▶ [RECORDS SUPPLIED]:
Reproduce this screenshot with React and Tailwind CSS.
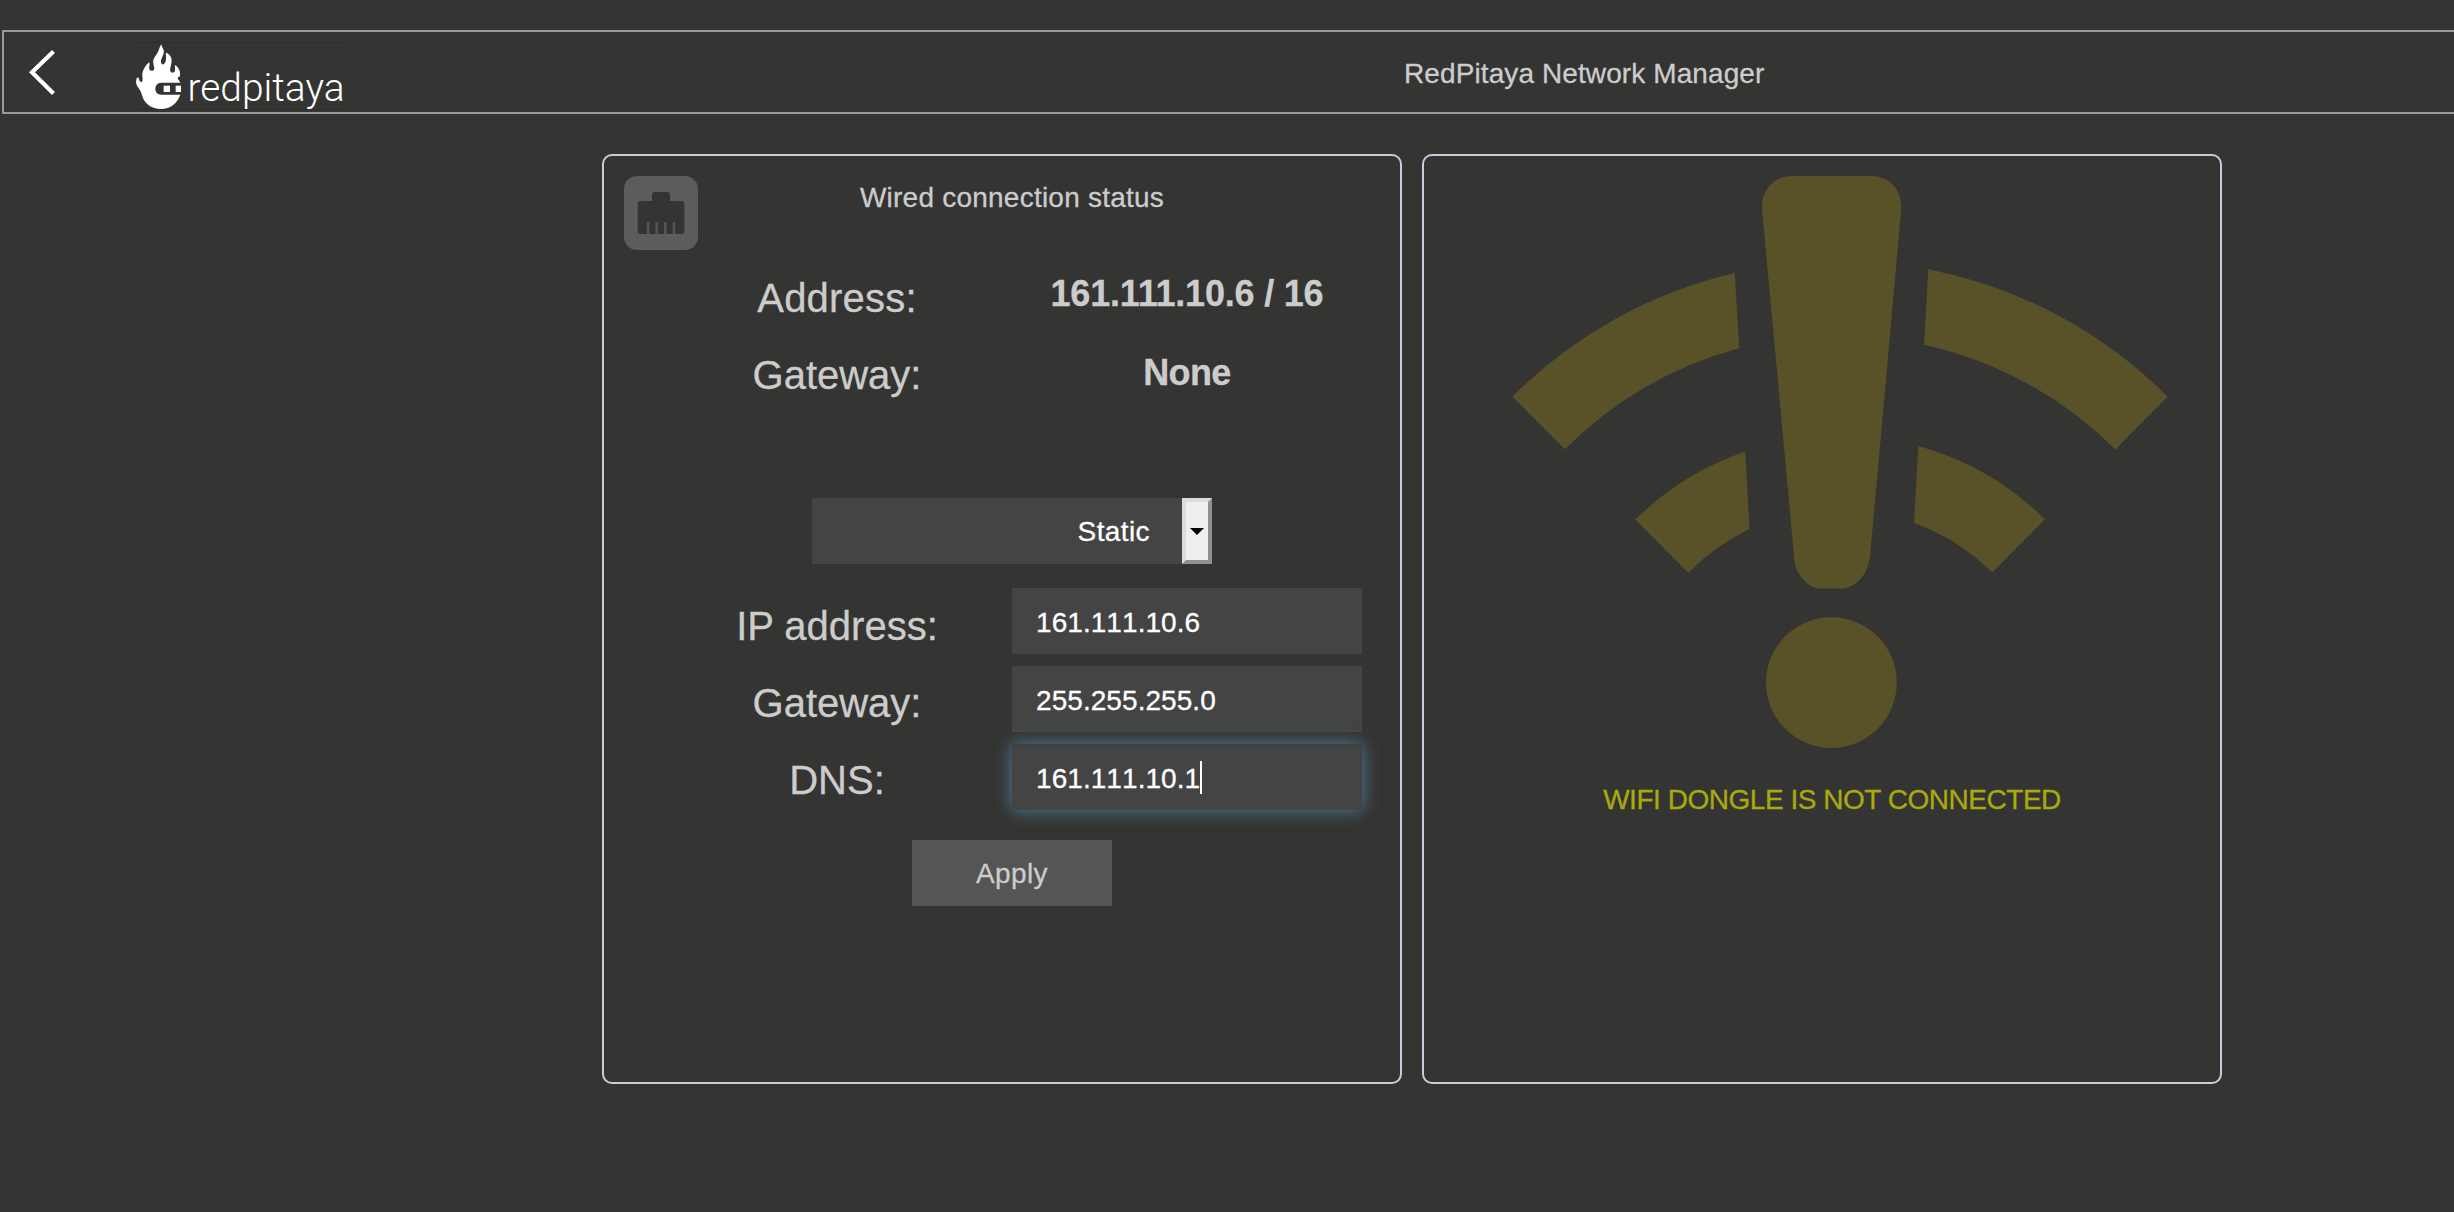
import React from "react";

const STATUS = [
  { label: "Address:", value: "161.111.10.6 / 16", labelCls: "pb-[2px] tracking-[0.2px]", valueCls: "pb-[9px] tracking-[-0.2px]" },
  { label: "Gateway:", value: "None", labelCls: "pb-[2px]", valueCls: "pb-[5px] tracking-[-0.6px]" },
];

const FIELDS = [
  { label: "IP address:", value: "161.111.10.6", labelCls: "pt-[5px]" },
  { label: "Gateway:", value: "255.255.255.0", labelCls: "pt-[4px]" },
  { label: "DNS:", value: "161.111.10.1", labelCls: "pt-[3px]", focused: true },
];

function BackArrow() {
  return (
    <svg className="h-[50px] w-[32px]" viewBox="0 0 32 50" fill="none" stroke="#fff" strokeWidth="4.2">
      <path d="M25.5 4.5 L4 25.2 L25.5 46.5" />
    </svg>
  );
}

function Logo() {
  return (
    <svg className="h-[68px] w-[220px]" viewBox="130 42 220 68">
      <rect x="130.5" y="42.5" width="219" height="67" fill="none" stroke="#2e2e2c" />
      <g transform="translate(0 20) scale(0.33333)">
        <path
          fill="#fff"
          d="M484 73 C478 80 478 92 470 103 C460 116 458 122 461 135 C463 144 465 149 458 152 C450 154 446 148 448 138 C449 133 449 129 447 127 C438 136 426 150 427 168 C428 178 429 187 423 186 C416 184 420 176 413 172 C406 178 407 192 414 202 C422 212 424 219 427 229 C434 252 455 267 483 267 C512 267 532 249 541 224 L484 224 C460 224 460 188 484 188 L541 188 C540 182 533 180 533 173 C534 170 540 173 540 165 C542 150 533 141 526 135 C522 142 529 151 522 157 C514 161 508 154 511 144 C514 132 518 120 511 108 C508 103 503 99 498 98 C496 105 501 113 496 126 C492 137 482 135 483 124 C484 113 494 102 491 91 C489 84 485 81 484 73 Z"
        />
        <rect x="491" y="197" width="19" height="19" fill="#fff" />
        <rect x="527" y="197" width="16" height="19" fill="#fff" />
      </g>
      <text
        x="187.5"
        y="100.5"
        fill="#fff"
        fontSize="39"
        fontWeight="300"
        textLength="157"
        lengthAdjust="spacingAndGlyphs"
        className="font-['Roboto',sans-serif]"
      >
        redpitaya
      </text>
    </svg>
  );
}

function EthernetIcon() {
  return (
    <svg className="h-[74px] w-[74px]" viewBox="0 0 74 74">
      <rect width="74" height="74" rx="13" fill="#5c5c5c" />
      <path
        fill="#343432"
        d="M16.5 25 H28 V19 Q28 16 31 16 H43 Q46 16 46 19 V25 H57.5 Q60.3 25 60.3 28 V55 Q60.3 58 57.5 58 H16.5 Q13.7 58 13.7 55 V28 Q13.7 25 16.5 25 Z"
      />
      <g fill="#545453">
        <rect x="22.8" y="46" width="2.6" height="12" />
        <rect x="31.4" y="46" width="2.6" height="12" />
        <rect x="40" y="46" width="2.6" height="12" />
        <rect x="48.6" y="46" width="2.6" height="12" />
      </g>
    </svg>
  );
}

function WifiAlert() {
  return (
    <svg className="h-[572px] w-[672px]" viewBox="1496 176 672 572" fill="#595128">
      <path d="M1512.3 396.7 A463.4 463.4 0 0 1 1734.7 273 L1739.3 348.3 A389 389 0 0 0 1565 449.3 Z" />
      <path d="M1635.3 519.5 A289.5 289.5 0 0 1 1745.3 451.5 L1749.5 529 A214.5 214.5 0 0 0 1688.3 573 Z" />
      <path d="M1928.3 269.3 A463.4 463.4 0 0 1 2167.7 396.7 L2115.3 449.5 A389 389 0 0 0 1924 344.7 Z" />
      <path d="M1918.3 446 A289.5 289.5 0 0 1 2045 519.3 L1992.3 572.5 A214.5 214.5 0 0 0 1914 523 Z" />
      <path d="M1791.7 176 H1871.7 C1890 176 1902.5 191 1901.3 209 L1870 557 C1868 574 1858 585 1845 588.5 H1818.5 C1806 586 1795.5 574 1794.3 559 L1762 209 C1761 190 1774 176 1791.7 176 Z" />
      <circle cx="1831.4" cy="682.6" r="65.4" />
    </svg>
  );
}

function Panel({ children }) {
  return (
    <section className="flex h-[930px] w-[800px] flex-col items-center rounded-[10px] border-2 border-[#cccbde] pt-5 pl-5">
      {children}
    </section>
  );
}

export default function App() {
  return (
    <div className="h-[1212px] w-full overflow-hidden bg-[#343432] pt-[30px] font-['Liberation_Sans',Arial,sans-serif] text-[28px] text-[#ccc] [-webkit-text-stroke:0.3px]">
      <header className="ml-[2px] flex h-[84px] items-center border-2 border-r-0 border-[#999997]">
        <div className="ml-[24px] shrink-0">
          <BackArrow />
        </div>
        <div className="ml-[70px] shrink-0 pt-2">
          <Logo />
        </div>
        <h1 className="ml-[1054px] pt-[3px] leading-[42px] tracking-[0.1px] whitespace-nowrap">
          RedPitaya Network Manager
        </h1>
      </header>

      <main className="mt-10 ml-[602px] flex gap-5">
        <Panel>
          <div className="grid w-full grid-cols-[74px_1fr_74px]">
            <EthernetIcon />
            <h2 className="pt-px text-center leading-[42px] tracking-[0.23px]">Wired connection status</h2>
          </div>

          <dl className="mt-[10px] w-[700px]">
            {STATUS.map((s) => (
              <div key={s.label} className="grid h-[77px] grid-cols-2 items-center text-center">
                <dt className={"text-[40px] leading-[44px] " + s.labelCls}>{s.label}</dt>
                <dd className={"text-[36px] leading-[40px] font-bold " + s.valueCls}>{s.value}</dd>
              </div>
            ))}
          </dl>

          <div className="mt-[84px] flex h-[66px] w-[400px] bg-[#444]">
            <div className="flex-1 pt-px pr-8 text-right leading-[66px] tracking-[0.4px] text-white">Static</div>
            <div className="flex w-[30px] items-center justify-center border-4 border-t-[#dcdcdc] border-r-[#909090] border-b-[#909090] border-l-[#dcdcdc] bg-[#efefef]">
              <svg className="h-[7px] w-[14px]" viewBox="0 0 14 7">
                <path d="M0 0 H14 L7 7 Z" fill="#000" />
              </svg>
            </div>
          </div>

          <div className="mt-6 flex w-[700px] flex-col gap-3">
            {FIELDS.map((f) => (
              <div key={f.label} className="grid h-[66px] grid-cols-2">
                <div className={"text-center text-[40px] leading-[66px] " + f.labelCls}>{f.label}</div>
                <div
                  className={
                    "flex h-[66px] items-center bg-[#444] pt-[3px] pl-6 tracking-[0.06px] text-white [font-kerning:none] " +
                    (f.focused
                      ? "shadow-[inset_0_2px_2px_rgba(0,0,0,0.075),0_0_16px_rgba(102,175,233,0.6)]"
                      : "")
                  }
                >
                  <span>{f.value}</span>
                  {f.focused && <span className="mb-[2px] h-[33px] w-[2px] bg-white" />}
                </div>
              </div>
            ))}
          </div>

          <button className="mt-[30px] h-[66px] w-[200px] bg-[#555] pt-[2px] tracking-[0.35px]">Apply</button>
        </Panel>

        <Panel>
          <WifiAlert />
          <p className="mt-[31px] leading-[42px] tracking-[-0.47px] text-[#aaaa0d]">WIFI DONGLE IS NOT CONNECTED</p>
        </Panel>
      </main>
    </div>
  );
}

==

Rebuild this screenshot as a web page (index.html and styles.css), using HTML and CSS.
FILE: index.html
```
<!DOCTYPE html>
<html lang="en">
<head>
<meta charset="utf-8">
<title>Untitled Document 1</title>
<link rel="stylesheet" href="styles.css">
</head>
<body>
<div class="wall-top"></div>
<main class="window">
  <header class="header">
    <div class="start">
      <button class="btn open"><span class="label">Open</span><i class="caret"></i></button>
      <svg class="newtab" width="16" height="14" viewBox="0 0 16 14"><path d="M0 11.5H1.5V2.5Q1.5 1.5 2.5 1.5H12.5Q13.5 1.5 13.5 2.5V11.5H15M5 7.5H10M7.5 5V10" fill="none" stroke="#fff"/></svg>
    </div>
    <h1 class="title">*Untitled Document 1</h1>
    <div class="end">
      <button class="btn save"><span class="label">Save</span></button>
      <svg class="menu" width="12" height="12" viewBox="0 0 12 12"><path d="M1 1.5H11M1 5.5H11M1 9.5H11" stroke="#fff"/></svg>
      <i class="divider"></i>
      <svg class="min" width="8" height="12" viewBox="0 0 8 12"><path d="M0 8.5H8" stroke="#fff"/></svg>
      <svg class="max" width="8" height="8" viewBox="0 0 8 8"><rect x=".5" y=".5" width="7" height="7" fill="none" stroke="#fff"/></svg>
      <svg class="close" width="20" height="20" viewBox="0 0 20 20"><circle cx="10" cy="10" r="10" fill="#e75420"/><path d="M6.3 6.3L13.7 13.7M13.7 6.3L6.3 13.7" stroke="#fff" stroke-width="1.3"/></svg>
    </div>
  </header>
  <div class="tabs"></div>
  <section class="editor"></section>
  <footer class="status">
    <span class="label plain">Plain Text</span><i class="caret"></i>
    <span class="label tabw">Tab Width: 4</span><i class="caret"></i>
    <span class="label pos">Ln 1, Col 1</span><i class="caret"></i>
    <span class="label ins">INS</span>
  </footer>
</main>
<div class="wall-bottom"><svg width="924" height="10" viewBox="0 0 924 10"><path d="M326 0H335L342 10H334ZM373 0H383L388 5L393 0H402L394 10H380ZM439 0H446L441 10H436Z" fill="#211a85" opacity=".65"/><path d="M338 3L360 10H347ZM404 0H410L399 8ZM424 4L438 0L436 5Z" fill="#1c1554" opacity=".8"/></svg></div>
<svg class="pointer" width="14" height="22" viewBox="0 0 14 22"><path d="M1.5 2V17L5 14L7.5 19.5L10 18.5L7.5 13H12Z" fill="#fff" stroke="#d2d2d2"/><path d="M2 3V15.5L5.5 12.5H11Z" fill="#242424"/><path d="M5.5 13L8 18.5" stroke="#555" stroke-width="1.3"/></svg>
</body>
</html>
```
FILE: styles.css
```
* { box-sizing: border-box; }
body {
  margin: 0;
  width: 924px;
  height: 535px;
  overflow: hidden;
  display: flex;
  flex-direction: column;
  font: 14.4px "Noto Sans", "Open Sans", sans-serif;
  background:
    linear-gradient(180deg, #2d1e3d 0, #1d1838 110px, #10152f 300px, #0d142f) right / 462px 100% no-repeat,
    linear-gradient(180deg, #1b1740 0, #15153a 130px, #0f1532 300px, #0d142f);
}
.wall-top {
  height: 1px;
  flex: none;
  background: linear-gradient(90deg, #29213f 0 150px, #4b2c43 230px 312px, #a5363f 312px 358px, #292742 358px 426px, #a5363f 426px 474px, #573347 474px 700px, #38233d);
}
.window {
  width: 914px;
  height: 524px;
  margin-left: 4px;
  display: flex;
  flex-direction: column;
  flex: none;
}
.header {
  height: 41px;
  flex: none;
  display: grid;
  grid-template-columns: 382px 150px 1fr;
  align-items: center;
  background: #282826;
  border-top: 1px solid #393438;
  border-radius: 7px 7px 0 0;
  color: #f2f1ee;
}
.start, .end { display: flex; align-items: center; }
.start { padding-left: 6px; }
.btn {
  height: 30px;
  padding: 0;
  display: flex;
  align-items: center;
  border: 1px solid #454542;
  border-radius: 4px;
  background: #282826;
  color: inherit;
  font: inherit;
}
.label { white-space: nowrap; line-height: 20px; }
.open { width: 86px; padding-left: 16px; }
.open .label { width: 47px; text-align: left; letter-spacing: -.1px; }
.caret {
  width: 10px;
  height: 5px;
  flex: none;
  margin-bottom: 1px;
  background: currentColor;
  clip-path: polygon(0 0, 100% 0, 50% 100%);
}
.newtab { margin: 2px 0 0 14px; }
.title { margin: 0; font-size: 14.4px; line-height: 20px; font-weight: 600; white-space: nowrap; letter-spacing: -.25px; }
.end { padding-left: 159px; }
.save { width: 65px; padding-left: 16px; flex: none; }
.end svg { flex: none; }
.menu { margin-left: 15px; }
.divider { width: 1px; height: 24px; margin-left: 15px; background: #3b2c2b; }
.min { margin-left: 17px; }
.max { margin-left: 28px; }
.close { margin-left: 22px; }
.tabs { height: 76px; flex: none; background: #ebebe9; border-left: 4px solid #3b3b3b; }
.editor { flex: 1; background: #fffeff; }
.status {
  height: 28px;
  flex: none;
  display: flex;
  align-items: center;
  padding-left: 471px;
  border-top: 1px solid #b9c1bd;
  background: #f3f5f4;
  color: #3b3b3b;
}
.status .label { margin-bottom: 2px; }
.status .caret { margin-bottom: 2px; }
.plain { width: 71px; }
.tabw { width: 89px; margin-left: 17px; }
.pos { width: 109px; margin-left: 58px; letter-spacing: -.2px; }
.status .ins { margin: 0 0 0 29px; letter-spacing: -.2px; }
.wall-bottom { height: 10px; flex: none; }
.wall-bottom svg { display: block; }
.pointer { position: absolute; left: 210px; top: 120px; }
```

▶ [EXERCISE DETAILS]:
Reply with nothing but a number: how many lines of the entries above contain the string "html"?

▶ [FULL SOLUTION]:
5